- [WHAT THE EXERCISE ASKS]
A line counts if it contains the word "page" at least once. State how many such lines the records contain, giving the number alone.

- [GIVEN RECORDS]
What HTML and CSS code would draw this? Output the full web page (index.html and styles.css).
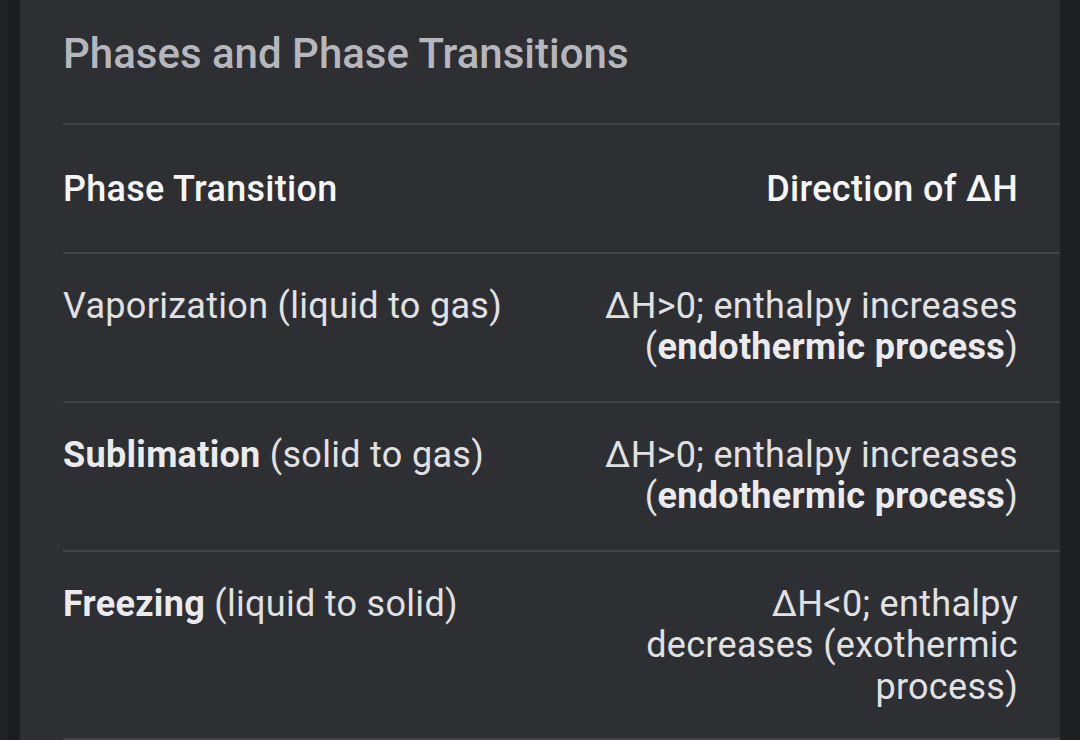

==

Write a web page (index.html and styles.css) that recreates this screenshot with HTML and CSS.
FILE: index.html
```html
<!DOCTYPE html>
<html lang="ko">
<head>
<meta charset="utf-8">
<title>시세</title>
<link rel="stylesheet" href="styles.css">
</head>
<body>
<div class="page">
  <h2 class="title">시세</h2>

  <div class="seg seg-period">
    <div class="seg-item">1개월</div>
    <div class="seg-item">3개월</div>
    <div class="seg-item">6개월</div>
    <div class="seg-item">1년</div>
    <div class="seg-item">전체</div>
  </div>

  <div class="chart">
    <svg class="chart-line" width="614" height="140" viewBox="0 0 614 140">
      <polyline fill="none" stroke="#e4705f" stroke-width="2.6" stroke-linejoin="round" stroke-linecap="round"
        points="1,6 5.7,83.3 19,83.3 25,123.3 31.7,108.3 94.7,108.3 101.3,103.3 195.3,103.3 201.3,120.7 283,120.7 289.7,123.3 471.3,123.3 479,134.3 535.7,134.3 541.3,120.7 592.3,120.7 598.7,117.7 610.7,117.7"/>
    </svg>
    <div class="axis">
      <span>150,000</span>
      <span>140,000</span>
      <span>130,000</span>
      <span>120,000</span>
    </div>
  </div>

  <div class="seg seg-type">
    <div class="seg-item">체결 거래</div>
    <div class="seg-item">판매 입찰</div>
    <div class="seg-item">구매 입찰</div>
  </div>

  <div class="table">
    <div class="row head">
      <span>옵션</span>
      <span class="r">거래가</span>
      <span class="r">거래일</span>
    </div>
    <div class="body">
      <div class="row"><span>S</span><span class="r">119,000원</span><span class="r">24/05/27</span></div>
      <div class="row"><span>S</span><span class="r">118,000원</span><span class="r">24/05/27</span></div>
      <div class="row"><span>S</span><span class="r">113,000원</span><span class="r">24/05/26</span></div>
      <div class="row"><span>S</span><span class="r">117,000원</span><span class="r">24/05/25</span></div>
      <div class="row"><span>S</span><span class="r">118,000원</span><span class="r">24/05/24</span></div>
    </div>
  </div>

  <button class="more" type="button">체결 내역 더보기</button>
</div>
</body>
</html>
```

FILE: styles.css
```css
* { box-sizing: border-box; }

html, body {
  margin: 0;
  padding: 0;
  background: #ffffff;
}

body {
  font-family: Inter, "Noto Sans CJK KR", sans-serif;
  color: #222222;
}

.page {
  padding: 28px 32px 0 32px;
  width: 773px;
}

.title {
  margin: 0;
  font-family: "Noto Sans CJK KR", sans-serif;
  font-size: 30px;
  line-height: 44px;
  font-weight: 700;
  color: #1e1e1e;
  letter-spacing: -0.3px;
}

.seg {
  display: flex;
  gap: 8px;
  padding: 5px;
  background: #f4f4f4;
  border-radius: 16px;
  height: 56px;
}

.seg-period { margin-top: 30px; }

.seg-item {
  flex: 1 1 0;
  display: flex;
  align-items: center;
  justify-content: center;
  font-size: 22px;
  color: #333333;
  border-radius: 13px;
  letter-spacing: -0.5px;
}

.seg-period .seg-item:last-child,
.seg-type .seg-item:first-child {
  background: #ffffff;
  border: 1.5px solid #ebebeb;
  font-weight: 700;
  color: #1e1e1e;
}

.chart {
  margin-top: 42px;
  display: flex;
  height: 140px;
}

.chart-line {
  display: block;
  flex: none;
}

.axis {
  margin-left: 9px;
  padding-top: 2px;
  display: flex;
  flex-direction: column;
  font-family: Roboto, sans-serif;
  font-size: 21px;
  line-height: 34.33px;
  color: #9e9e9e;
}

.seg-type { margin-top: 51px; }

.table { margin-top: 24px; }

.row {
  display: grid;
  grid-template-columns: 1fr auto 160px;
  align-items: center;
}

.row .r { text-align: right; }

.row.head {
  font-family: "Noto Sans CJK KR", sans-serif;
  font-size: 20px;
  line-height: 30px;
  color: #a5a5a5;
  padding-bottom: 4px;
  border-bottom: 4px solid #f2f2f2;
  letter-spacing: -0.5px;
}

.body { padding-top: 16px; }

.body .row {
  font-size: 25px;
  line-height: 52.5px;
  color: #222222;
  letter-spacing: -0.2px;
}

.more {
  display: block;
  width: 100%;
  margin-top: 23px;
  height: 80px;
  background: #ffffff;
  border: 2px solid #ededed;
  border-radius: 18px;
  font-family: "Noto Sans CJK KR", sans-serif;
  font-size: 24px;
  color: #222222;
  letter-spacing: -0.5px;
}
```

- [ANSWER IN FULL]
4